A desert planet is not unrealistic at all - plenty of them exist. A desert planet able to support life would presumably be possible, if given the right kind of atmosphere. A completely-ocean planet would not be too implausible either: it would be just like earth, but with much deeper oceans. An entirely-jungle planet, however, may be difficult, as it would need to have a roughly-consistent temperature. With a bit of modifications, there could be fast-growing plants that can survive in any climate (especially if the planet's axis is not tilted so that the amount of sunlight each plant gets is constant). You could certainly have a planet completely covered in plants, but it seems unrealistic for all the plants to be tropical (which may be part of the definition of a jungle).


I think it is totally plausible for there to be planets with a single kind of terrain. For this to happen, the whole surface of the planet must be at roughly the same temperature (unless you're talking about a desert planet and allow different types of desert). This doesn't happen on Earth: the poles are much colder than the equator. The situation is even worse on Mars, in terms of the temperature differential between the poles and equator. On Venus the entire surface is indeed at about the same temperature. This is because Venus' thick atmosphere and strong winds are so efficient at redistributing heat across the planet's entire surface that any temperature differences are smoothed out.

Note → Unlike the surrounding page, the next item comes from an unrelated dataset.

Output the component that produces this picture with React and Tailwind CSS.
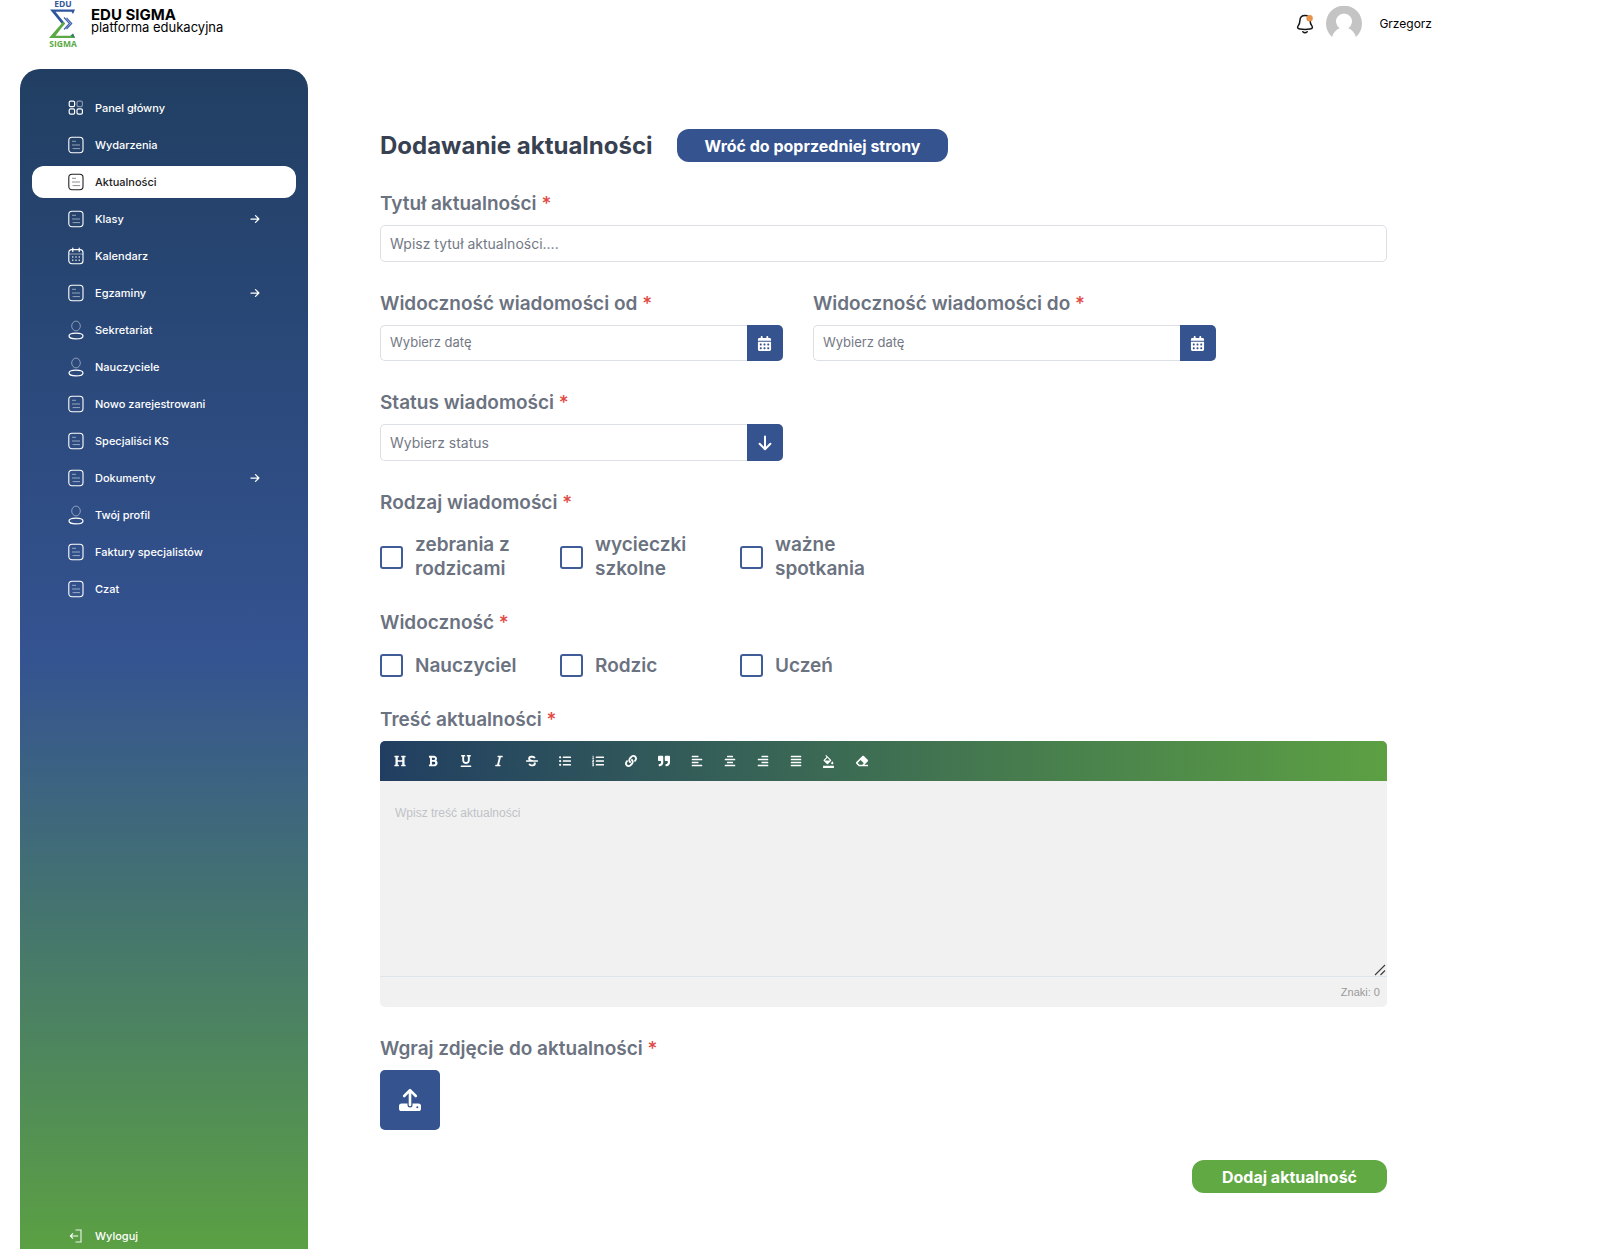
import React from "react";
import { FaCalendarDays } from "react-icons/fa6";
import {
  FaHeading,
  FaBold,
  FaUnderline,
  FaItalic,
  FaStrikethrough,
  FaListUl,
  FaListOl,
  FaLink,
  FaQuoteRight,
  FaAlignLeft,
  FaAlignCenter,
  FaAlignRight,
  FaAlignJustify,
  FaEraser,
} from "react-icons/fa";
import { MdFormatColorFill } from "react-icons/md";

function Logo() {
  return (
    <svg className="h-12 w-7 shrink-0" viewBox="0 0 28 48" aria-label="EDU SIGMA" role="img">
      <text x="14" y="6.5" textAnchor="middle" fontFamily="Open Sans, sans-serif" fontWeight="700" fontSize="8.5" fill="#34579c">EDU</text>
      <path d="M1 9.5H26L24 14 22.5 11.8H6.5L16 23.5 14.2 25.5Z" fill="#2f559f" />
      <path d="M14.2 21.8 16 23.5 6.5 35.7H22L24 33.5 26 38H0Z" fill="#5ba944" />
      <path d="M21.5 35.7 24 33.5 26 38Z" fill="#2f7f6a" />
      <path d="M15 17.5 20.5 23.5 15 29.5M17.5 17.8 22.7 23.5 17.5 29" fill="none" stroke="#3d62a8" strokeWidth="1.2" />
      <text x="14" y="46.5" textAnchor="middle" fontFamily="Open Sans, sans-serif" fontWeight="700" fontSize="8.5" fill="#5ba944">SIGMA</text>
    </svg>
  );
}

function GridIcon() {
  return (
    <svg className="size-4" viewBox="0 0 16 16" fill="none" stroke="currentColor" strokeWidth="1.2">
      <rect x="1.2" y="1.2" width="5.4" height="5.4" rx="1.4" />
      <rect x="9" y="1.2" width="5.4" height="5.4" rx="1.4" opacity="0.45" />
      <rect x="1.2" y="8.8" width="5.4" height="5.4" rx="1.4" />
      <rect x="9" y="8.8" width="5.4" height="5.4" rx="1.4" />
    </svg>
  );
}

function NoteIcon() {
  return (
    <svg className="h-[18px] w-4" viewBox="0 0 16 18" fill="none" stroke="currentColor">
      <rect x="0.8" y="1.2" width="14.2" height="15.6" rx="3.2" strokeWidth="1.1" />
      <path d="M4.4 5.3H7.6M4.4 9H11.6M5 12.6H11.6" strokeWidth="1" opacity="0.5" strokeLinecap="round" />
    </svg>
  );
}

function CalendarIcon() {
  return (
    <svg className="h-[18px] w-4" viewBox="0 0 16 18" fill="none" stroke="currentColor">
      <rect x="0.8" y="2.6" width="14.2" height="14.2" rx="3" strokeWidth="1.1" />
      <path d="M4.8 1V4.4M11.2 1V4.4" strokeWidth="1.2" strokeLinecap="round" />
      <path d="M1 7H15" strokeWidth="1" opacity="0.5" />
      <path d="M4 10H5.4M7.3 10H8.7M10.6 10H12M4 13.2H5.4M7.3 13.2H8.7M10.6 13.2H12" strokeWidth="1.4" opacity="0.75" />
    </svg>
  );
}

function UserIcon() {
  return (
    <svg className="h-5 w-4" viewBox="0 0 16 20" fill="none" stroke="currentColor">
      <ellipse cx="8" cy="6" rx="4.3" ry="4.9" strokeWidth="1" opacity="0.45" />
      <ellipse cx="8" cy="16" rx="7" ry="2.9" strokeWidth="1.2" />
    </svg>
  );
}

function LogoutIcon() {
  return (
    <svg className="size-4" viewBox="0 0 16 16" fill="none" stroke="currentColor" strokeWidth="1.1">
      <path d="M7.5 2H13V14H7.5" opacity="0.9" />
      <path d="M10.2 8H2.5M5 5.4 2.4 8 5 10.6" />
    </svg>
  );
}

function ArrowIcon({ className }) {
  return (
    <svg className={className} viewBox="0 0 16 16" fill="none" stroke="currentColor" strokeWidth="2" strokeLinecap="round" strokeLinejoin="round">
      <path d="M1.5 8H14M8.8 2.6 14.2 8 8.8 13.4" />
    </svg>
  );
}

function BellIcon() {
  return (
    <svg className="h-5 w-[18px]" viewBox="0 0 18 20" fill="none" stroke="#161616" strokeWidth="1.5" strokeLinecap="round">
      <path d="M9 1.6C5.7 1.6 4 4 3.9 6.6 3.8 9 3.6 9.8 2.4 11.4 0.9 13.4 1.5 14.8 4 15.1 7.2 15.6 10.8 15.6 14 15.1 16.5 14.8 17.1 13.4 15.6 11.4 14.4 9.8 14.2 9 14.1 6.6 14 4 12.3 1.6 9 1.6Z" />
      <path d="M6.8 17.8C8 18.9 10 18.9 11.2 17.8" />
      <circle cx="13.6" cy="4.2" r="3.2" fill="#e8924a" stroke="none" />
    </svg>
  );
}

function Avatar() {
  return (
    <svg className="size-9" viewBox="0 0 36 36" role="img" aria-label="Avatar">
      <path d="M6 31A18 18 0 1 1 30 31C28.700 26.500 25.800 23.500 22.300 22.200A8 8 0 1 0 13.700 22.200C10.200 23.500 7.300 26.500 6 31Z" fill="#c4c4c4" />
    </svg>
  );
}

function UploadIcon() {
  return (
    <svg className="size-6" viewBox="0 0 24 24" fill="none">
      <rect x="1" y="15.500" width="22" height="7.500" rx="2.600" fill="white" />
      <path d="M12 17V3" stroke="#34538f" strokeWidth="5" strokeLinecap="round" />
      <path d="M12 17V2.500M6.200 8 12 2.200 17.800 8" stroke="white" strokeWidth="2.600" strokeLinecap="round" strokeLinejoin="round" />
      <circle cx="19.300" cy="19.200" r="1" fill="#34538f" />
    </svg>
  );
}

const MENU = [
  { label: "Panel główny", Icon: GridIcon },
  { label: "Wydarzenia", Icon: NoteIcon },
  { label: "Aktualności", Icon: NoteIcon, active: true },
  { label: "Klasy", Icon: NoteIcon, more: true },
  { label: "Kalendarz", Icon: CalendarIcon },
  { label: "Egzaminy", Icon: NoteIcon, more: true },
  { label: "Sekretariat", Icon: UserIcon },
  { label: "Nauczyciele", Icon: UserIcon },
  { label: "Nowo zarejestrowani", Icon: NoteIcon },
  { label: "Specjaliści KS", Icon: NoteIcon },
  { label: "Dokumenty", Icon: NoteIcon, more: true },
  { label: "Twój profil", Icon: UserIcon },
  { label: "Faktury specjalistów", Icon: NoteIcon },
  { label: "Czat", Icon: NoteIcon },
];

const TOOLS = [
  ["Nagłówek", FaHeading],
  ["Pogrubienie", FaBold],
  ["Podkreślenie", FaUnderline],
  ["Kursywa", FaItalic],
  ["Przekreślenie", FaStrikethrough],
  ["Lista punktowana", FaListUl],
  ["Lista numerowana", FaListOl],
  ["Link", FaLink],
  ["Cytat", FaQuoteRight],
  ["Do lewej", FaAlignLeft],
  ["Do środka", FaAlignCenter],
  ["Do prawej", FaAlignRight],
  ["Wyjustuj", FaAlignJustify],
  ["Kolor tła", MdFormatColorFill],
  ["Wyczyść", FaEraser],
];

function Sidebar() {
  return (
    <aside className="flex w-[288px] shrink-0 flex-col rounded-t-[20px] bg-linear-to-b/srgb from-[#213e62] via-[#345391] to-[#5ba043] px-3 pt-[23px] text-[11px] font-medium text-white">
      <nav className="flex flex-col gap-[5px]">
        {MENU.map(({ label, Icon, active, more }) => (
          <a
            key={label}
            href="#"
            aria-current={active ? "page" : undefined}
            className={
              active
                ? "flex h-8 items-center gap-[11px] rounded-xl bg-white pr-9 pl-9 text-[#222222]"
                : "flex h-8 items-center gap-[11px] pr-9 pl-9"
            }
          >
            <Icon />
            <span>{label}</span>
            {more && <ArrowIcon className="ml-auto size-[10px]" />}
          </a>
        ))}
      </nav>
      <a href="#" className="mt-auto flex h-[26px] items-center gap-[11px] pl-9">
        <LogoutIcon />
        <span>Wyloguj</span>
      </a>
    </aside>
  );
}

const LABEL = "text-[19px] leading-7 font-semibold text-[#6b7280]";

function Required() {
  return <span className="font-medium text-[#e04a45]">*</span>;
}

function Field({ id, label, children }) {
  return (
    <div className="flex min-w-0 flex-col gap-[7px]">
      <label htmlFor={id} className={LABEL}>
        {label} <Required />
      </label>
      {children}
    </div>
  );
}

function DateField({ id, label }) {
  return (
    <Field id={id} label={label}>
      <div className="flex h-9">
        <input
          id={id}
          type="text"
          placeholder="Wybierz datę"
          className="min-w-0 flex-1 rounded-l-[5px] border border-r-0 border-[#dcdfe3] px-[9px] text-[13px] text-gray-700 placeholder:text-[#737985]"
        />
        <button type="button" aria-label="Otwórz kalendarz" className="flex w-9 items-center justify-center rounded-r-[5px] bg-[#34538f] text-white">
          <FaCalendarDays className="size-[15px]" />
        </button>
      </div>
    </Field>
  );
}

function CheckGroup({ legend, options }) {
  return (
    <fieldset>
      <legend className={LABEL}>
        {legend} <Required />
      </legend>
      <div className="mt-4 flex">
        {options.map((option) => (
          <label key={option} className="flex min-h-[25px] w-[180px] items-center gap-3 pr-10 text-[19px] leading-6 font-semibold text-[#6b7280]">
            <input type="checkbox" className="size-[23px] shrink-0 appearance-none rounded-[3px] border-2 border-[#3f5c97] bg-white checked:bg-[#34538f]" />
            <span>{option}</span>
          </label>
        ))}
      </div>
    </fieldset>
  );
}

function Editor() {
  return (
    <div className="overflow-hidden rounded-[5px] bg-[#f1f1f1] font-['Liberation_Sans',sans-serif]">
      <div className="flex h-10 items-center bg-linear-to-r/srgb from-[#213e62] to-[#5ca043] pl-[3px] text-white">
        {TOOLS.map(([name, Icon]) => (
          <button key={name} type="button" aria-label={name} className="flex h-8 w-[33px] items-center justify-center">
            <Icon className={name === "Kolor tła" ? "size-[13px]" : "size-3"} />
          </button>
        ))}
      </div>
      <div className="relative">
        <textarea
          id="content"
          placeholder="Wpisz treść aktualności"
          className="block h-[195px] w-full resize-none px-[15px] pt-6 text-xs text-gray-700 placeholder:text-[#bfc2c7]"
        />
        <svg className="pointer-events-none absolute right-px bottom-0 size-3" viewBox="0 0 12 12" stroke="#3c3c3c" strokeWidth="1.1" aria-hidden="true">
          <path d="M1 11 11 1M6.500 11 11 6.500" />
        </svg>
      </div>
      <div className="flex h-[31px] items-center justify-end border-t border-[#dde4ec] pr-[7px] text-[11px] text-[#999999]">Znaki: 0</div>
    </div>
  );
}

export default function App() {
  return (
    <div className="flex min-h-screen flex-col bg-white font-['Inter',sans-serif] text-black">
      <header className="flex h-[69px] items-start justify-between pr-[168px] pl-[49px]">
        <div className="flex gap-[14px]">
          <Logo />
          <div className="flex flex-col pt-2 text-[13px] leading-[13px]">
            <span className="text-[15px] font-bold">EDU SIGMA</span>
            <span>platforma edukacyjna</span>
          </div>
        </div>
        <div className="flex items-center pt-[6px]">
          <button type="button" aria-label="Powiadomienia">
            <BellIcon />
          </button>
          <span className="ml-3">
            <Avatar />
          </span>
          <span className="ml-[17px] text-xs">Grzegorz</span>
        </div>
      </header>

      <div className="flex flex-1 pl-5">
        <Sidebar />
        <main className="min-w-0 flex-1 pt-[60px] pr-[213px] pl-[72px]">
          <form className="flex flex-col gap-7">
            <div className="flex items-center gap-6">
              <h1 className="text-2xl leading-[33px] font-bold text-[#374151]">Dodawanie aktualności</h1>
              <button type="button" className="h-[33px] rounded-xl bg-[#34538f] px-7 text-base font-bold text-white">
                Wróć do poprzedniej strony
              </button>
            </div>

            <Field id="title" label="Tytuł aktualności">
              <input
                id="title"
                type="text"
                placeholder="Wpisz tytuł aktualności...."
                className="h-[37px] rounded-[5px] border border-[#dcdfe3] px-[9px] text-sm text-gray-700 placeholder:text-[#737985]"
              />
            </Field>

            <div className="grid w-[83%] grid-cols-2 gap-[30px]">
              <DateField id="from" label="Widoczność wiadomości od" />
              <DateField id="to" label="Widoczność wiadomości do" />
            </div>

            <div className="grid w-[83%] grid-cols-2 gap-[30px]">
              <Field id="status" label="Status wiadomości">
                <div className="flex h-[37px]">
                  <select id="status" defaultValue="" className="min-w-0 flex-1 appearance-none rounded-l-[5px] border border-r-0 border-[#dcdfe3] px-[9px] text-sm text-[#737985]">
                    <option value="">Wybierz status</option>
                  </select>
                  <button type="button" aria-label="Rozwiń statusy" className="flex w-9 items-center justify-center rounded-r-[5px] bg-[#34538f] text-white">
                    <ArrowIcon className="size-4 rotate-90" />
                  </button>
                </div>
              </Field>
            </div>

            <CheckGroup legend="Rodzaj wiadomości" options={["zebrania z rodzicami", "wycieczki szkolne", "ważne spotkania"]} />
            <CheckGroup legend="Widoczność" options={["Nauczyciel", "Rodzic", "Uczeń"]} />

            <Field id="content" label="Treść aktualności">
              <Editor />
            </Field>

            <Field id="photo" label="Wgraj zdjęcie do aktualności">
              <button id="photo" type="button" aria-label="Wgraj zdjęcie" className="flex size-[60px] items-center justify-center rounded-[5px] bg-[#34538f]">
                <UploadIcon />
              </button>
            </Field>

            <button type="submit" className="mt-0.5 h-[33px] self-end rounded-xl bg-[#61a942] px-[30px] text-base font-bold text-white">
              Dodaj aktualność
            </button>
          </form>
        </main>
      </div>
    </div>
  );
}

Like Venus, I think a planet with habitable conditions could have a relatively uniform surface temperature. With a thick enough atmosphere the surface temperature would be relatively homogeneous (in detail, this also depends on things like the atmospheric composition and spin rate). I don't see why you couldn't have a planet like Dagobah, with a thick atmosphere that maintains jungle-like temperatures across the whole planet. Or a water world that is a global ocean with similar temperatures.

Since a thick atmosphere often has a significant greenhouse effect, a planet with a uniform surface temperature would likely be relatively far from its star, in the outer parts of the habitable zone. In the most extreme case you could imagine a free-floating planet with no star. It's plausible that such planets could have life, either under a thick hydrogen atmosphere or in an ocean under a thick layer of ice (see here: https://aeon.co/essays/could-we-make-our-home-on-a-rogue-planet-without-a-sun or here: https://planetplanet.net/2015/06/04/real-life-sci-fi-world-8-the-free-floating-earth/)


"Jungle Planet" is, as it happens, particularly difficult. A desert planet just doesn't have much water (though life-bearing might be difficult), and ice world is consistently cold, and a water world doesn't have geological forces that push more of its earth to above the waters.

A jungle planet would not only have to be consistently warm -- possible with a thick atmosphere and plenty of global warming -- it would need to be wet. This would mean large bodies of water, thus pushing it toward water world.

I note that while it may fall under a single description, any inhabitants will see distinctions. A water world will have colder and warmer, winds and doldrums, life-rich regions and places without marine life.